Con todo, el asunto no es sólo de índole teórica o empírica. El
propio Piketty reconoce que las cuestiones que tienen que ver con la
justicia sólo podrán ser zanjadas mediante la deliberación democrática y
la confrontación política. O sea, por los ciudadanos, no por filósofos,
economistas o estadísticos, aunque cuanto más nos vayan desbrozando el
campo para esta discusión imprescindible tanto mejor. El problema es
que, como hoy vemos en Grecia, lo único que no parece ser discutible son
las pautas básicas del orden sobre las que se sostiene el sistema
económico, que goza de una gran capacidad de chantaje. Las asimetrías de
riqueza son también asimetrías de poder nos dice Piketty. Rawls lo
hubiera formulado de otra manera: libertad e igualdad son las dos caras
de un mismo ideal, el ideal democrático.
Estábamos en esas cuando los atentados de Charlie Hebdo y el
reverdecer de los nacionalismos han vuelto a arrojarnos a la prioridad
de la política de la identidad, amenazando con desplazar de nuevo la
discusión sobre la justicia social a un segundo plano.
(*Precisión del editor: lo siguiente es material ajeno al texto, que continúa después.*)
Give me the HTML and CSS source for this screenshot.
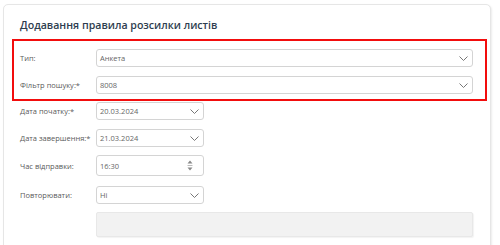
FILE: index.html
```html
<!DOCTYPE html>
<html lang="uk">
<head>
  <meta charset="UTF-8">
  <meta name="viewport" content="width=device-width, initial-scale=1.0">
  <title>Додавання правила розсилки листів</title>
  <link rel="stylesheet" href="styles.css">
</head>
<body>
  <div class="card">
    <h2 class="card-title">Додавання правила розсилки листів</h2>

    <div class="highlight">
      <div class="row">
        <label class="row-label">Тип:</label>
        <div class="field field-wide">
          <span>Анкета</span>
          <svg class="chevron" width="9" height="5" viewBox="0 0 9 5"><path d="M0.5 0.5 L4.5 4.5 L8.5 0.5" fill="none" stroke="#777" stroke-width="1"/></svg>
        </div>
      </div>
      <div class="row row-last">
        <label class="row-label">Фільтр пошуку:*</label>
        <div class="field field-wide">
          <span>8008</span>
          <svg class="chevron" width="9" height="5" viewBox="0 0 9 5"><path d="M0.5 0.5 L4.5 4.5 L8.5 0.5" fill="none" stroke="#777" stroke-width="1"/></svg>
        </div>
      </div>
    </div>

    <div class="row">
      <label class="row-label">Дата початку:*</label>
      <div class="field field-short">
        <span>20.03.2024</span>
        <svg class="chevron" width="9" height="5" viewBox="0 0 9 5"><path d="M0.5 0.5 L4.5 4.5 L8.5 0.5" fill="none" stroke="#777" stroke-width="1"/></svg>
      </div>
    </div>
    <div class="row row-tight">
      <label class="row-label">Дата завершення:*</label>
      <div class="field field-short">
        <span>21.03.2024</span>
        <svg class="chevron" width="9" height="5" viewBox="0 0 9 5"><path d="M0.5 0.5 L4.5 4.5 L8.5 0.5" fill="none" stroke="#777" stroke-width="1"/></svg>
      </div>
    </div>
    <div class="row row-loose">
      <label class="row-label">Час відправки:</label>
      <div class="field field-short field-time">
        <span>16:30</span>
        <svg class="spinner" width="6" height="11" viewBox="0 0 6 11"><path d="M0.5 3.5 L3 0.5 L5.5 3.5 Z" fill="#888"/><path d="M0.5 5.5 H5.5" stroke="#bbb" stroke-width="1"/><path d="M0.5 7.5 L3 10.5 L5.5 7.5 Z" fill="#888"/></svg>
      </div>
    </div>
    <div class="row row-tight">
      <label class="row-label">Повторювати:</label>
      <div class="field field-short">
        <span>Ні</span>
        <svg class="chevron" width="9" height="5" viewBox="0 0 9 5"><path d="M0.5 0.5 L4.5 4.5 L8.5 0.5" fill="none" stroke="#777" stroke-width="1"/></svg>
      </div>
    </div>
    <div class="row">
      <span class="row-label"></span>
      <div class="note-box"></div>
    </div>
  </div>
</body>
</html>
```

FILE: styles.css
```css
body {
  margin: 0;
  background-color: #fff;
  font-family: "Open Sans", "Noto Sans", sans-serif;
}
.card {
  margin: 4px 9px 0 3px;
  padding: 13px 17px 30px 16px;
  background-color: #fff;
  border: 1px solid #e6e6e6;
  border-radius: 5px;
  box-shadow: 1px 1px 2px rgba(0, 0, 0, 0.08);
}
.card-title {
  margin: 0 0 7px 0;
  font-size: 10.6px;
  line-height: 14px;
  font-weight: 600;
  color: #2e3d4f;
}
.highlight {
  margin: 0 -14px 1px -8px;
  padding: 8px 12px 5px 6px;
  border: 2px solid #f20d0d;
}
.row {
  display: flex;
  align-items: center;
  margin-bottom: 9px;
}
.row-last {
  margin-bottom: 0;
}
.row-tight {
  margin-bottom: 8px;
}
.row-loose {
  margin-bottom: 10px;
}
.row-label {
  width: 76px;
  flex-shrink: 0;
  font-size: 7.5px;
  color: #5a5a5a;
}
.field {
  display: flex;
  align-items: center;
  justify-content: space-between;
  box-sizing: border-box;
  height: 18px;
  padding: 0 4px 0 3px;
  border: 1px solid #d4d4d4;
  border-radius: 3px;
  font-size: 7.5px;
  color: #666;
  background-color: #fff;
}
.field-wide {
  flex: 1;
}
.field-short {
  width: 108px;
}
.field-time {
  height: 21px;
  padding-right: 10px;
}
.chevron {
  display: block;
}
.spinner {
  display: block;
}
.note-box {
  flex: 1;
  height: 25px;
  box-sizing: border-box;
  background-color: #f2f2f2;
  border: 1px solid #e8e8e8;
  border-radius: 2px;
  box-shadow: 1px 1px 1px rgba(0, 0, 0, 0.05);
}
```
Hay que insistir
en evitarlo, entre otras razones, porque, en el fondo, ambos paradigmas
se sustentan sobre un sustrato común: la falta de respeto y el
reconocimiento. En unos casos debido a la marginación social económica,
en otros por diferencias identitarias, o por un entrelazamiento de las
dos. No nos queda otra que buscarle una solución a ambas.